Chemokine receptor profile for MAIT cells in human blood

Chemokine Receptor Fraction of MAIT population* References
CCR2 >80% [66]
CCR5 >80% [12,66]
CCR6 >80% [12,46,66]
CCR7 [12]
CCR9 + [12,63]
CXCR3 <5% [12,46]
CXCR4 60–80% [12,66]
CXCR6 >80% [12,46,66]
*

When frequencies are not reported, + and − simply indicate the overall trend of expression

Conclusion

MAIT cells are located in barrier tissues to perform front-line host defense and have increased pro-inflammatory transcripts within these tissues compared to their blood counterparts highlighting that they are poised to respond rapidly at these sites. We discussed a model (Fig. 1) for MAIT cell activation to explain how these cells control their potent effector function at barrier surfaces. Sustained TCR-mediated responses only occur in the presence of inflammatory signals that are typically indicative of an infection.
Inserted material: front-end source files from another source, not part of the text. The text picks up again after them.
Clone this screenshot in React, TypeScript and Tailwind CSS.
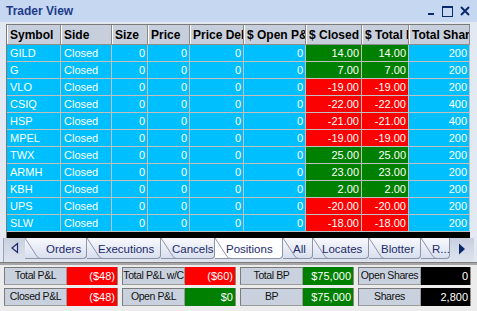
import React from "react";

const CYAN = "bg-[#00bfff]";
const GREEN = "bg-[#008000]";
const RED = "bg-[#ff0000]";

const cols = [
  { name: "Symbol", w: "w-[54px]", align: "left" },
  { name: "Side", w: "w-[51px]", align: "left" },
  { name: "Size", w: "w-[36px]", align: "right" },
  { name: "Price", w: "w-[42px]", align: "right" },
  { name: "Price Delta", w: "w-[54px]", align: "right" },
  { name: "$ Open P&L", w: "w-[62px]", align: "right" },
  { name: "$ Closed P&L", w: "w-[56px]", align: "right" },
  { name: "$ Total P&L", w: "w-[47px]", align: "right" },
  { name: "Total Shares", w: "w-[61px]", align: "right" },
];

const rows: [string, string, string][] = [
  ["GILD", "14.00", "200"],
  ["G", "7.00", "200"],
  ["VLO", "-19.00", "200"],
  ["CSIQ", "-22.00", "400"],
  ["HSP", "-21.00", "400"],
  ["MPEL", "-19.00", "200"],
  ["TWX", "25.00", "200"],
  ["ARMH", "23.00", "200"],
  ["KBH", "2.00", "200"],
  ["UPS", "-20.00", "200"],
  ["SLW", "-18.00", "200"],
];

const tabs = [
  { name: "Orders", w: "w-[62px]", pl: "pl-[21px]" },
  { name: "Executions", w: "w-[74px]", pl: "pl-[11px]" },
  { name: "Cancels", w: "w-[54px]", pl: "pl-[11px]" },
  { name: "Positions", w: "w-[68px]", pl: "pl-[11px]", active: true },
  { name: "All", w: "w-[30px]", pl: "pl-[10px]" },
  { name: "Locates", w: "w-[56px]", pl: "pl-[9px]" },
  { name: "Blotter", w: "w-[52px]", pl: "pl-[12px]" },
  { name: "R...", w: "w-[29px]", pl: "pl-[11px]" },
];

function Tab({ name, w, pl, active }: { name: string; w: string; pl: string; active?: boolean }) {
  return (
    <div
      className={`relative ${w} ${pl} h-[21px] pt-[5px] flex items-start border-r border-b border-[#8c94a8] rounded-br-[4px] overflow-hidden ${
        active ? "bg-white" : "bg-gradient-to-b from-[#f7f9fd] to-[#d9dfee]"
      } text-[11.5px] leading-[13px] text-[#1b2a6b]`}
    >
      <svg className="absolute left-0 top-0" width="16" height="21" viewBox="0 0 16 21">
        <path d="M0 0 L12 18.5 Q13.5 20.5 16 20.5" fill="none" stroke="#8c94a8" strokeWidth="1" />
      </svg>
      <span className="relative whitespace-nowrap">{name}</span>
    </div>
  );
}

function Stat({ label, value, color, vw }: { label: string; value: string; color: string; vw: string }) {
  return (
    <div className="flex h-[18px]">
      <div className="w-[63px] h-full bg-[#c9d1df] border border-t-[#7b7b7b] border-l-[#7b7b7b] border-r-[#9a9a9a] border-b-[#9a9a9a] flex items-center justify-center text-[10.5px] tracking-[-0.4px] text-[#111] whitespace-nowrap overflow-hidden">
        {label}
      </div>
      <div className={`${vw} h-full ${color} border-r border-[#8a8a8a] flex items-center justify-end pr-[2px] text-[11px] text-white`}>
        {value}
      </div>
    </div>
  );
}

export default function App() {
  return (
    <div className="w-[477px] h-[311px] overflow-hidden bg-[#e3e9f3] flex flex-col font-['Liberation_Sans',Arial,sans-serif]">
      {/* Title bar */}
      <div className="h-[22px] bg-[#c6d7f1] flex items-center pl-[6px] pr-[7px] shrink-0">
        <span className="text-[12px] font-bold text-[#1d3b8b]">Trader View</span>
        <div className="ml-auto flex items-center gap-[7px]">
          <svg width="10" height="12" viewBox="0 0 10 12">
            <rect x="3" y="8" width="6" height="2" fill="#0b2a6c" />
          </svg>
          <svg width="11" height="11" viewBox="0 0 11 11">
            <rect x="0.5" y="0.5" width="10" height="10" fill="none" stroke="#0b2a6c" strokeWidth="1" />
            <rect x="0" y="0" width="11" height="2" fill="#0b2a6c" />
          </svg>
          <svg width="10" height="10" viewBox="0 0 10 10">
            <path d="M1 1 L9 9 M9 1 L1 9" stroke="#0b2a6c" strokeWidth="2" />
          </svg>
        </div>
      </div>
      <div className="h-[2px] shrink-0" />

      {/* Grid */}
      <div className="ml-[6px] w-[464px] h-[214px] bg-black border-l border-t border-[#7a7a7a] flex flex-col shrink-0">
        <div className="flex h-[20px] bg-[#c8cfdc] border-b border-[#8e8e8e]">
          {cols.map((c) => (
            <div
              key={c.name}
              className={`${c.w} h-full border-l border-white border-r border-r-[#8a8a8a] flex items-center pl-[2px] overflow-hidden whitespace-nowrap text-[12px] font-bold text-black`}
            >
              {c.name}
            </div>
          ))}
        </div>
        {rows.map(([sym, pl, sh]) => {
          const pc = pl.startsWith("-") ? RED : GREEN;
          const cells = [sym, "Closed", "0", "0", "0", "0", pl, pl, sh];
          return (
            <div key={sym} className="flex h-[17px]">
              {cells.map((v, i) => (
                <div
                  key={i}
                  className={`${cols[i].w} h-full border-r border-b border-[#c0c0c0] ${
                    i === 6 || i === 7 ? pc : CYAN
                  } flex items-center ${cols[i].align === "left" ? "pl-[3px]" : "justify-end pr-[2px]"} text-[11px] text-white whitespace-nowrap overflow-hidden`}
                >
                  {v}
                </div>
              ))}
            </div>
          );
        })}
      </div>

      {/* Tab strip */}
      <div className="ml-[3px] w-[471px] h-[24px] bg-gradient-to-b from-[#c7cfe0] to-[#dfe4ee] flex items-start shrink-0 border-l border-[#9aa3b5]">
        <div className="w-[21px] h-[21px] pt-[4px] flex items-start justify-center">
          <svg width="8" height="12" viewBox="0 0 8 12">
            <path d="M6.5 1.5 L1 6 L6.5 10.5 Z" fill="none" stroke="#1b2a6b" strokeWidth="1.2" />
          </svg>
        </div>
        {tabs.map((t) => (
          <Tab key={t.name} {...t} />
        ))}
        <div className="w-[24px] h-[21px] pt-[5px] flex items-start justify-center">
          <svg width="8" height="12" viewBox="0 0 8 12">
            <path d="M1 0.5 L7 6 L1 11.5 Z" fill="#0b2a6c" />
          </svg>
        </div>
      </div>
      <div className="h-[3px] bg-[#a6a6a6] border-t border-[#7e7e7e] shrink-0" />

      {/* Summary */}
      <div className="flex-1 bg-[#ececec] pl-[4px] pt-[2px] flex flex-col gap-[3px]">
        <div className="flex gap-[4px]">
          <Stat label="Total P&L" value="($48)" color={RED} vw="w-[51px]" />
          <Stat label="Total P&L w/C" value="($60)" color={RED} vw="w-[51px]" />
          <Stat label="Total BP" value="$75,000" color={GREEN} vw="w-[51px]" />
          <Stat label="Open Shares" value="0" color="bg-black" vw="w-[50px]" />
        </div>
        <div className="flex gap-[4px]">
          <Stat label="Closed P&L" value="($48)" color={RED} vw="w-[51px]" />
          <Stat label="Open P&L" value="$0" color={GREEN} vw="w-[51px]" />
          <Stat label="BP" value="$75,000" color={GREEN} vw="w-[51px]" />
          <Stat label="Shares" value="2,800" color="bg-black" vw="w-[50px]" />
        </div>
      </div>
    </div>
  );
}
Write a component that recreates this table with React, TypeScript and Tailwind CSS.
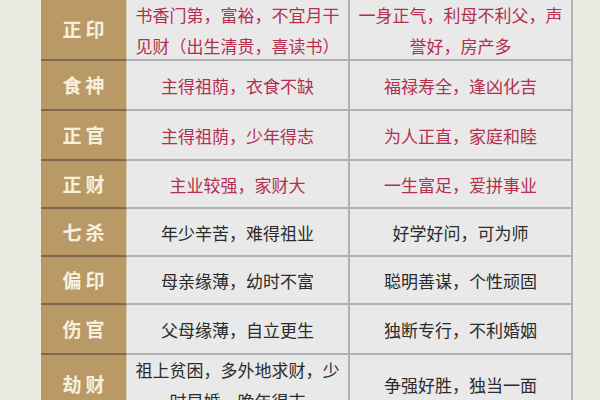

The need for inflammatory signals to elicit cytotoxic effector function may serve to prevent unwanted responses at these sites to commensal-derived antigen in steady state conditions. Recent studies also suggest a role for MAIT cells in maintaining epithelial integrity and tissue homeostasis via IL-17 and IL-22 production. Additional studies are needed to better understand the full functional potential, the migratory properties and the longevity of MAIT cells in steady state and in disease settings to ultimately facilitate therapeutic targeting.

Highlights.

  • MAIT cells are located in barrier tissues to perform front---line host defense

  • MAIT cells in these tissues have increased pro---inflammatory transcripts compared to their blood counterparts and are poised to respond rapidly

  • A TCR signal is not sufficient to induce sustained MAIT cell effector function, which may prevent MAIT cell responses to commensal antigen in mucosal barrier tissues

  • Inflammatory cytokine signals synergize with the TCR signal to induce potent effector function

Footnotes

Conflict of Interest: The authors have declared that no conflict of interest exists.